Think that you are competing with Succession or Game Of Thrones. These are also very budget-centric things but the writing has to be exceptional. We all know which country is making what kind of content – we know what Scandinavian countries are working on and what is happening in Korea, Japan, or the US. Scandinavia makes a lot of noirs, and so on. They are very true to their culture. One thing that I sincerely don’t like is the tendency to remake. Why should I watch a remake when I can watch everything with subtitles? I see the point of showing the series to the people who didn’t watch the original. Then they jazz that up with stars. They are working on it. I see the work that is getting done. Israeli shows are being remade in America. I just hope Jubilee gives a major push to original stories.

During the research, you must have come across tons of references and anecdotes.

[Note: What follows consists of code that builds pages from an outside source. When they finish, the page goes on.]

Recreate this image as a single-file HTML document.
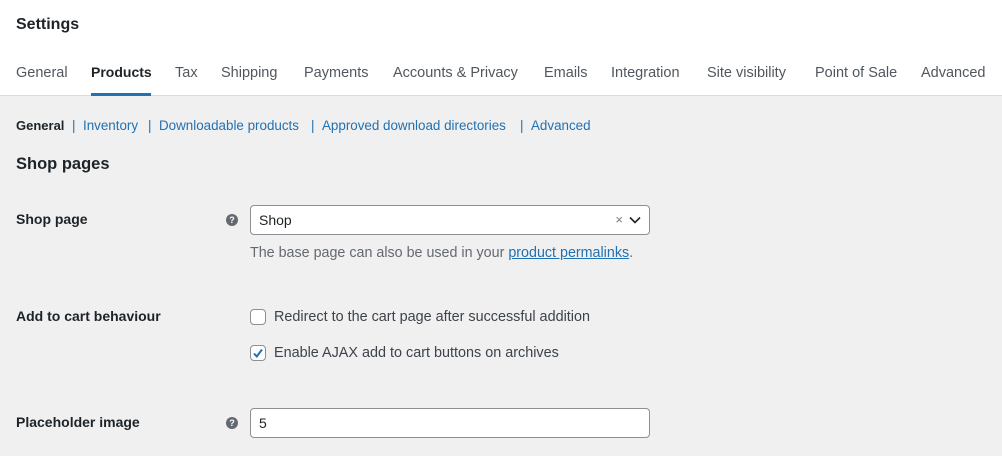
<!DOCTYPE html><html><head><style>
body{margin:0;width:1002px;height:456px;overflow:hidden;background:#f0f0f1;font-family:"Liberation Sans",sans-serif;color:#1d2327;position:relative}
.hdr{position:absolute;left:0;top:0;width:1002px;height:95px;background:#fff;border-bottom:1px solid #dcdcde}
.a{position:absolute;white-space:nowrap}
.tab{font-size:14.5px;color:#50575e;top:65px}
.sub{font-size:13.4px;top:118px;color:#2271b1}
.lab{font-size:14px;font-weight:bold;left:16px}
.help{width:12px;height:12px;border-radius:50%;background:#646970;color:#fff;font-size:9px;font-weight:bold;text-align:center;line-height:12px;left:226px}
.box{left:250px;width:398px;height:28px;border:1px solid #8c8f94;border-radius:4px;background:#fff;font-size:14px;line-height:28px;text-indent:8px}
.cb{left:250px;width:14px;height:14px;border:1px solid #8c8f94;border-radius:4px;background:#fff}
.t{font-size:14.4px;color:#3c434a;left:274px}
</style></head><body>
<div class="hdr"></div>
<div class="a" style="left:16px;top:16px;font-size:16px;font-weight:bold">Settings</div>
<div class="a tab" style="left:16px">General</div>
<div class="a tab" style="left:91px;color:#1d2327;font-weight:bold;font-size:14px;top:64px">Products</div>
<div class="a" style="left:91px;top:93px;width:60px;height:3px;background:#2271b1"></div>
<div class="a tab" style="left:175px">Tax</div>
<div class="a tab" style="left:221px">Shipping</div>
<div class="a tab" style="left:304px">Payments</div>
<div class="a tab" style="left:393px">Accounts &amp; Privacy</div>
<div class="a tab" style="left:544px">Emails</div>
<div class="a tab" style="left:611px">Integration</div>
<div class="a tab" style="left:707px">Site visibility</div>
<div class="a tab" style="left:815px">Point of Sale</div>
<div class="a tab" style="left:921px">Advanced</div>
<div class="a sub" style="left:16px;color:#1d2327;font-weight:bold;font-size:13px">General</div>
<div class="a sub" style="left:72px">|</div>
<div class="a sub" style="left:83px">Inventory</div>
<div class="a sub" style="left:148px">|</div>
<div class="a sub" style="left:159px">Downloadable products</div>
<div class="a sub" style="left:311px">|</div>
<div class="a sub" style="left:322px">Approved download directories</div>
<div class="a sub" style="left:520px">|</div>
<div class="a sub" style="left:531px">Advanced</div>
<div class="a" style="left:16px;top:155px;font-size:16.5px;font-weight:bold">Shop pages</div>
<div class="a lab" style="top:211px">Shop page</div>
<div class="a help" style="top:214px">?</div>
<div class="a box" style="top:205px">Shop<span style="position:absolute;right:26px;top:0;color:#787c82;font-size:13px;text-indent:0">×</span><svg style="position:absolute;right:8px;top:10px" width="12" height="8" viewBox="0 0 12 8"><path d="M1 1.5l5 5 5-5" stroke="#1d2327" stroke-width="1.6" fill="none"/></svg></div>
<div class="a" style="left:250px;top:245px;font-size:14.3px;color:#646970">The base page can also be used in your <span style="color:#2271b1;text-decoration:underline">product permalinks</span>.</div>
<div class="a lab" style="top:308px">Add to cart behaviour</div>
<div class="a cb" style="top:309px"></div>
<div class="a t" style="top:309px">Redirect to the cart page after successful addition</div>
<div class="a cb" style="top:345px"><svg width="14" height="14" viewBox="0 0 14 14" style="position:absolute;left:0;top:0"><path d="M3 7.5l2.8 3L11 3.5" stroke="#2271b1" stroke-width="2" fill="none"/></svg></div>
<div class="a t" style="top:345px">Enable AJAX add to cart buttons on archives</div>
<div class="a lab" style="top:414px">Placeholder image</div>
<div class="a help" style="top:417px">?</div>
<div class="a box" style="top:408px">5</div>
</body></html>
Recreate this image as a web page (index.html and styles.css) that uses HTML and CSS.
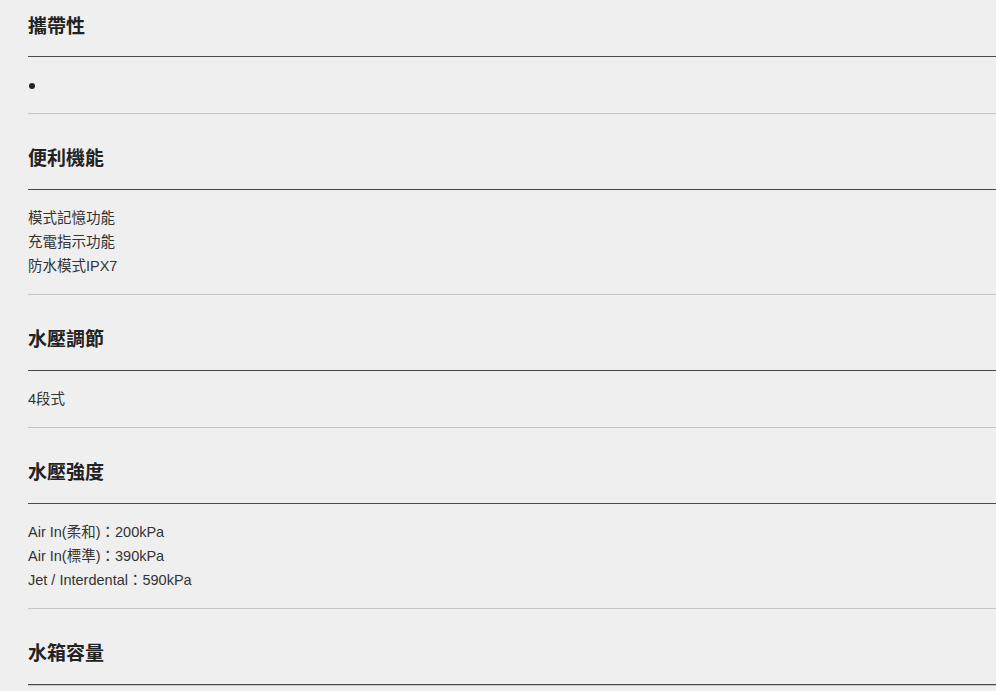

How did you sort what to use and is there a chance of a spinoff of the references that you did not use?

Almost everything is available in books and magazines. The trick is to select which track to take. It was important to identify the story that we wanted to say and then choose the anecdotes and references according to that. The choice is always determined by the story you are telling. Not the other way around. Anecdotes will not determine the story. Somebody can try to make another spin-off with the things that are not used in Jubilee. But I don’t think that it will have the same fun and flavour.